#### Task
Write out the entire listing below exactly, with the pictures left out.

╭─ Supplied data

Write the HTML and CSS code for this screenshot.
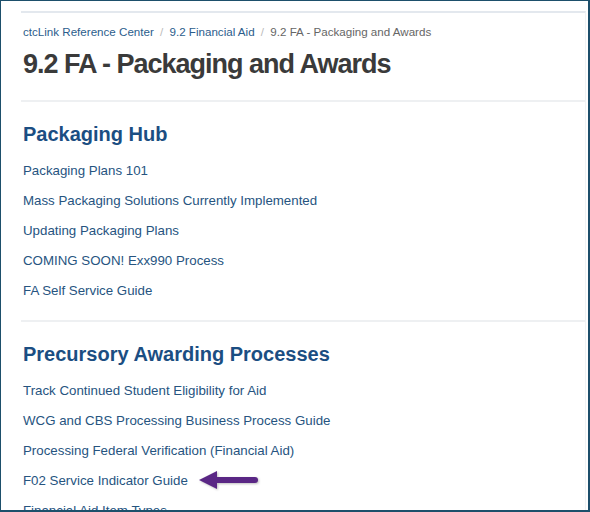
FILE: index.html
```html
<!DOCTYPE html>
<html lang="en">
<head>
  <meta charset="UTF-8">
  <meta name="viewport" content="width=device-width, initial-scale=1.0">
  <title>9.2 FA - Packaging and Awards</title>
  <link rel="stylesheet" href="styles.css">
</head>
<body>
  <div class="frame">
    <main class="page">
      <nav class="crumbs">
        <a href="#">ctcLink Reference Center</a>
        <span class="sep">/</span>
        <a href="#">9.2 Financial Aid</a>
        <span class="sep">/</span>
        <span class="current">9.2 FA - Packaging and Awards</span>
      </nav>
      <h1>9.2 FA - Packaging and Awards</h1>

      <section class="group">
        <h2>Packaging Hub</h2>
        <ul class="links">
          <li><a href="#">Packaging Plans 101</a></li>
          <li><a href="#">Mass Packaging Solutions Currently Implemented</a></li>
          <li><a href="#">Updating Packaging Plans</a></li>
          <li><a href="#">COMING SOON! Exx990 Process</a></li>
          <li><a href="#">FA Self Service Guide</a></li>
        </ul>
      </section>

      <section class="group">
        <h2>Precursory Awarding Processes</h2>
        <ul class="links">
          <li><a href="#">Track Continued Student Eligibility for Aid</a></li>
          <li><a href="#">WCG and CBS Processing Business Process Guide</a></li>
          <li><a href="#">Processing Federal Verification (Financial Aid)</a></li>
          <li class="marked">
            <a href="#">F02 Service Indicator Guide</a>
            <svg class="arrow" width="64" height="24" viewBox="0 0 64 24">
              <path d="M18 12 H58" stroke="#5a2785" stroke-width="6" stroke-linecap="round"/>
              <path d="M2 12 L20 3 L20 21 Z" fill="#5a2785"/>
            </svg>
          </li>
          <li><a href="#">Financial Aid Item Types</a></li>
        </ul>
      </section>
    </main>
  </div>
</body>
</html>
```

FILE: styles.css
```css
html, body {
  margin: 0;
  padding: 0;
  height: 100%;
  overflow: hidden;
}
body {
  font-family: "Liberation Sans", Arial, sans-serif;
  background: #fff;
}
.frame {
  box-sizing: border-box;
  width: 590px;
  height: 512px;
  border: 1px solid #1d4f6b;
  border-bottom-width: 2px;
  border-right-width: 2px;
  overflow: hidden;
  padding: 10px 2px 0 20px;
}
.page {
  border-top: 2px solid #e3e8ee;
  border-right: 1px solid #f0f2f4;
  height: 600px;
}
.crumbs {
  font-size: 11.6px;
  padding: 12px 0 0 2px;
  color: #666;
}
.crumbs a {
  color: #2b5d8c;
  text-decoration: none;
}
.crumbs .sep {
  color: #bbb;
  margin: 0 3px;
}
h1 {
  margin: 11px 0 0 2px;
  font-size: 27px;
  line-height: 31px;
  font-weight: bold;
  color: #3a3a3a;
  letter-spacing: -1px;
  padding-bottom: 20px;
}
.group {
  border-top: 2px solid #eef0f2;
  padding: 19px 0 7px 2px;
}
h2 {
  margin: 0;
  font-size: 20px;
  color: #1b4e82;
  line-height: 26px;
}
.links {
  list-style: none;
  margin: 16px 0 0;
  padding: 0;
}
.links li {
  height: 30px;
  line-height: 16px;
  font-size: 13.3px;
  display: flex;
  align-items: flex-start;
}
.links a {
  color: #26547f;
  text-decoration: none;
}
.arrow {
  margin: -5px 0 0 9px;
  filter: drop-shadow(1px 1px 1px rgba(0,0,0,0.25));
}
```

╰─

#### Answer to this problem
Write the HTML and CSS code for this screenshot.
FILE: index.html
```html
<!DOCTYPE html>
<html lang="en">
<head>
  <meta charset="UTF-8">
  <meta name="viewport" content="width=device-width, initial-scale=1.0">
  <title>9.2 FA - Packaging and Awards</title>
  <link rel="stylesheet" href="styles.css">
</head>
<body>
  <div class="frame">
    <main class="page">
      <nav class="crumbs">
        <a href="#">ctcLink Reference Center</a>
        <span class="sep">/</span>
        <a href="#">9.2 Financial Aid</a>
        <span class="sep">/</span>
        <span class="current">9.2 FA - Packaging and Awards</span>
      </nav>
      <h1>9.2 FA - Packaging and Awards</h1>

      <section class="group">
        <h2>Packaging Hub</h2>
        <ul class="links">
          <li><a href="#">Packaging Plans 101</a></li>
          <li><a href="#">Mass Packaging Solutions Currently Implemented</a></li>
          <li><a href="#">Updating Packaging Plans</a></li>
          <li><a href="#">COMING SOON! Exx990 Process</a></li>
          <li><a href="#">FA Self Service Guide</a></li>
        </ul>
      </section>

      <section class="group">
        <h2>Precursory Awarding Processes</h2>
        <ul class="links">
          <li><a href="#">Track Continued Student Eligibility for Aid</a></li>
          <li><a href="#">WCG and CBS Processing Business Process Guide</a></li>
          <li><a href="#">Processing Federal Verification (Financial Aid)</a></li>
          <li class="marked">
            <a href="#">F02 Service Indicator Guide</a>
            <svg class="arrow" width="64" height="24" viewBox="0 0 64 24">
              <path d="M18 12 H58" stroke="#5a2785" stroke-width="6" stroke-linecap="round"/>
              <path d="M2 12 L20 3 L20 21 Z" fill="#5a2785"/>
            </svg>
          </li>
          <li><a href="#">Financial Aid Item Types</a></li>
        </ul>
      </section>
    </main>
  </div>
</body>
</html>
```

FILE: styles.css
```css
html, body {
  margin: 0;
  padding: 0;
  height: 100%;
  overflow: hidden;
}
body {
  font-family: "Liberation Sans", Arial, sans-serif;
  background: #fff;
}
.frame {
  box-sizing: border-box;
  width: 590px;
  height: 512px;
  border: 1px solid #1d4f6b;
  border-bottom-width: 2px;
  border-right-width: 2px;
  overflow: hidden;
  padding: 10px 2px 0 20px;
}
.page {
  border-top: 2px solid #e3e8ee;
  border-right: 1px solid #f0f2f4;
  height: 600px;
}
.crumbs {
  font-size: 11.6px;
  padding: 12px 0 0 2px;
  color: #666;
}
.crumbs a {
  color: #2b5d8c;
  text-decoration: none;
}
.crumbs .sep {
  color: #bbb;
  margin: 0 3px;
}
h1 {
  margin: 11px 0 0 2px;
  font-size: 27px;
  line-height: 31px;
  font-weight: bold;
  color: #3a3a3a;
  letter-spacing: -1px;
  padding-bottom: 20px;
}
.group {
  border-top: 2px solid #eef0f2;
  padding: 19px 0 7px 2px;
}
h2 {
  margin: 0;
  font-size: 20px;
  color: #1b4e82;
  line-height: 26px;
}
.links {
  list-style: none;
  margin: 16px 0 0;
  padding: 0;
}
.links li {
  height: 30px;
  line-height: 16px;
  font-size: 13.3px;
  display: flex;
  align-items: flex-start;
}
.links a {
  color: #26547f;
  text-decoration: none;
}
.arrow {
  margin: -5px 0 0 9px;
  filter: drop-shadow(1px 1px 1px rgba(0,0,0,0.25));
}
```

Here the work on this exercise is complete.